**EXERCISE DIRECTIONS:** Write out every line of the material as it stands, apart from the pictures.

**DATA SEGMENT:**
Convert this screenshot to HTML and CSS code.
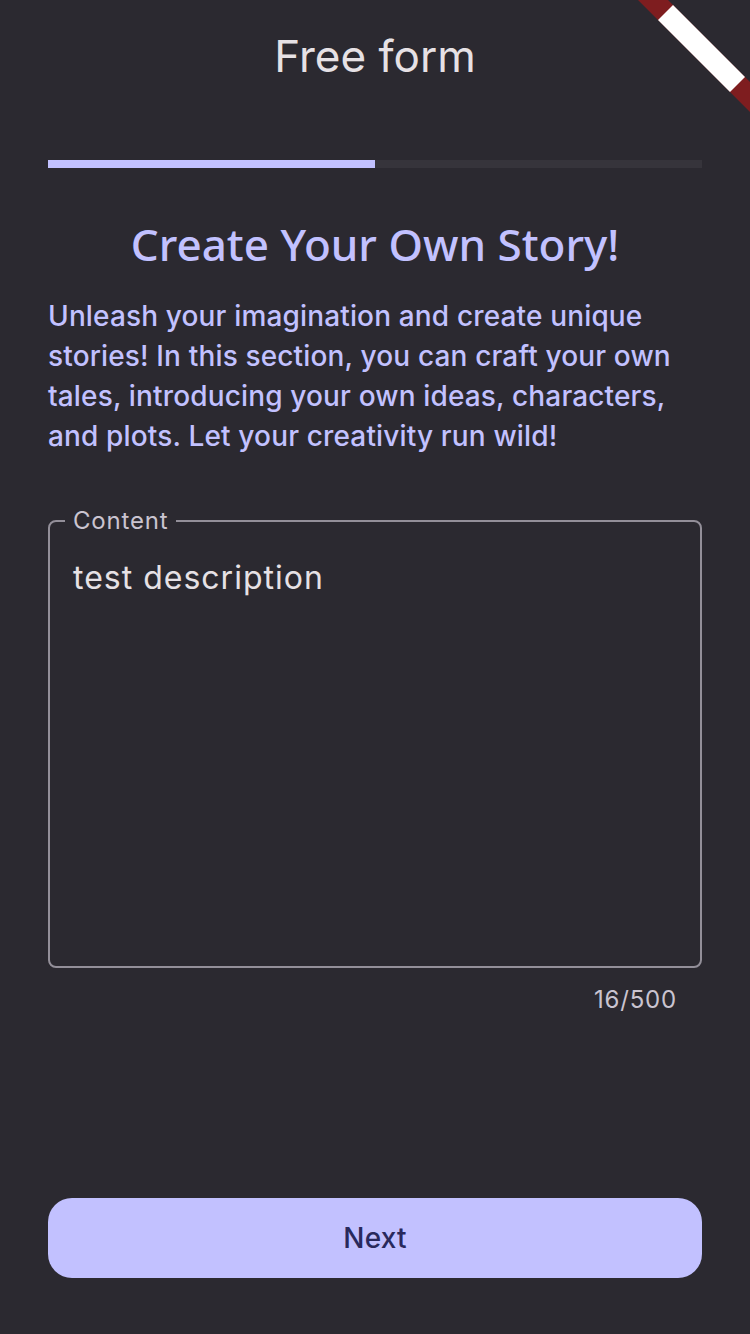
FILE: index.html
```html
<!DOCTYPE html>
<html lang="en">
<head>
<meta charset="utf-8">
<title>Free form</title>
<link rel="stylesheet" href="styles.css">
</head>
<body>
<div class="screen">
  <header class="appbar">
    <h1 class="appbar-title">Free form</h1>
  </header>
  <main class="content">
    <div class="progress"><div class="progress-fill" style="width: 50%"></div></div>
    <h2 class="story-title">Create Your Own Story!</h2>
    <p class="story-desc">Unleash your imagination and create unique stories! In this section, you can craft your own tales, introducing your own ideas, characters, and plots. Let your creativity run wild!</p>
    <fieldset class="field">
      <legend class="field-label">Content</legend>
      <div class="field-value">test description</div>
    </fieldset>
    <div class="counter">16/500</div>
    <button class="next-btn" type="button">Next</button>
  </main>
  <svg class="debug-banner" width="120" height="120" viewBox="0 0 120 120" aria-hidden="true">
    <polygon points="8,0 38,0 120,82 120,112" fill="#7e1d1f"/>
    <polygon points="28,20 43,5 115,77 100,92" fill="#ffffff"/>
  </svg>
</div>
</body>
</html>
```
FILE: styles.css
```css
* { box-sizing: border-box; }
html, body { margin: 0; padding: 0; }
body {
  background: #2b2930;
  font-family: Inter, "Noto Sans", sans-serif;
  color: #e6e1e5;
}
.screen {
  position: relative;
  width: 750px;
  height: 1334px;
  overflow: hidden;
  display: flex;
  flex-direction: column;
}
.appbar {
  height: 112px;
  display: flex;
  align-items: center;
  justify-content: center;
  flex: none;
}
.appbar-title {
  margin: 0;
  font-size: 44px;
  font-weight: 400;
  line-height: 56px;
  color: #e6e1e5;
}
.content {
  flex: 1;
  display: flex;
  flex-direction: column;
  padding: 48px 48px 56px;
}
.progress {
  height: 8px;
  background: #36343b;
  flex: none;
}
.progress-fill {
  height: 100%;
  background: #c2c1ff;
}
.story-title {
  margin: 48px 0 0;
  text-align: center;
  font-family: "Noto Sans", sans-serif;
  font-weight: 500;
  font-size: 44px;
  line-height: 56px;
  color: #c2c1ff;
}
.story-desc {
  margin: 24px 0 0;
  font-size: 28px;
  font-weight: 500;
  line-height: 40px;
  letter-spacing: 0.15px;
  color: #c2c1ff;
}
.field {
  margin: 53px 0 0;
  padding: 0;
  border: 2px solid #938f99;
  border-radius: 8px;
  height: 459px;
  min-width: 0;
}
.field-label {
  margin-left: 15px;
  padding: 0 8px;
  font-size: 24px;
  line-height: 24px;
  letter-spacing: 0.8px;
  color: #cac4d0;
}
.field-value {
  padding: 21px 23px 0;
  font-size: 32px;
  line-height: 48px;
  letter-spacing: 1px;
  color: #e6e1e5;
}
.counter {
  margin-top: 16px;
  padding-right: 25px;
  text-align: right;
  font-size: 24px;
  line-height: 32px;
  color: #cac4d0;
  letter-spacing: 0.8px;
}
.next-btn {
  margin-top: auto;
  height: 80px;
  border: none;
  border-radius: 24px;
  background: #c2c1ff;
  color: #29295c;
  font-family: Inter, "Noto Sans", sans-serif;
  font-size: 28px;
  font-weight: 500;
  letter-spacing: 0.2px;
}
.debug-banner {
  position: absolute;
  top: 0;
  right: 0;
}
```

**COMPLETED TASK:**
Convert this screenshot to HTML and CSS code.
FILE: index.html
```html
<!DOCTYPE html>
<html lang="en">
<head>
<meta charset="utf-8">
<title>Free form</title>
<link rel="stylesheet" href="styles.css">
</head>
<body>
<div class="screen">
  <header class="appbar">
    <h1 class="appbar-title">Free form</h1>
  </header>
  <main class="content">
    <div class="progress"><div class="progress-fill" style="width: 50%"></div></div>
    <h2 class="story-title">Create Your Own Story!</h2>
    <p class="story-desc">Unleash your imagination and create unique stories! In this section, you can craft your own tales, introducing your own ideas, characters, and plots. Let your creativity run wild!</p>
    <fieldset class="field">
      <legend class="field-label">Content</legend>
      <div class="field-value">test description</div>
    </fieldset>
    <div class="counter">16/500</div>
    <button class="next-btn" type="button">Next</button>
  </main>
  <svg class="debug-banner" width="120" height="120" viewBox="0 0 120 120" aria-hidden="true">
    <polygon points="8,0 38,0 120,82 120,112" fill="#7e1d1f"/>
    <polygon points="28,20 43,5 115,77 100,92" fill="#ffffff"/>
  </svg>
</div>
</body>
</html>
```
FILE: styles.css
```css
* { box-sizing: border-box; }
html, body { margin: 0; padding: 0; }
body {
  background: #2b2930;
  font-family: Inter, "Noto Sans", sans-serif;
  color: #e6e1e5;
}
.screen {
  position: relative;
  width: 750px;
  height: 1334px;
  overflow: hidden;
  display: flex;
  flex-direction: column;
}
.appbar {
  height: 112px;
  display: flex;
  align-items: center;
  justify-content: center;
  flex: none;
}
.appbar-title {
  margin: 0;
  font-size: 44px;
  font-weight: 400;
  line-height: 56px;
  color: #e6e1e5;
}
.content {
  flex: 1;
  display: flex;
  flex-direction: column;
  padding: 48px 48px 56px;
}
.progress {
  height: 8px;
  background: #36343b;
  flex: none;
}
.progress-fill {
  height: 100%;
  background: #c2c1ff;
}
.story-title {
  margin: 48px 0 0;
  text-align: center;
  font-family: "Noto Sans", sans-serif;
  font-weight: 500;
  font-size: 44px;
  line-height: 56px;
  color: #c2c1ff;
}
.story-desc {
  margin: 24px 0 0;
  font-size: 28px;
  font-weight: 500;
  line-height: 40px;
  letter-spacing: 0.15px;
  color: #c2c1ff;
}
.field {
  margin: 53px 0 0;
  padding: 0;
  border: 2px solid #938f99;
  border-radius: 8px;
  height: 459px;
  min-width: 0;
}
.field-label {
  margin-left: 15px;
  padding: 0 8px;
  font-size: 24px;
  line-height: 24px;
  letter-spacing: 0.8px;
  color: #cac4d0;
}
.field-value {
  padding: 21px 23px 0;
  font-size: 32px;
  line-height: 48px;
  letter-spacing: 1px;
  color: #e6e1e5;
}
.counter {
  margin-top: 16px;
  padding-right: 25px;
  text-align: right;
  font-size: 24px;
  line-height: 32px;
  color: #cac4d0;
  letter-spacing: 0.8px;
}
.next-btn {
  margin-top: auto;
  height: 80px;
  border: none;
  border-radius: 24px;
  background: #c2c1ff;
  color: #29295c;
  font-family: Inter, "Noto Sans", sans-serif;
  font-size: 28px;
  font-weight: 500;
  letter-spacing: 0.2px;
}
.debug-banner {
  position: absolute;
  top: 0;
  right: 0;
}
```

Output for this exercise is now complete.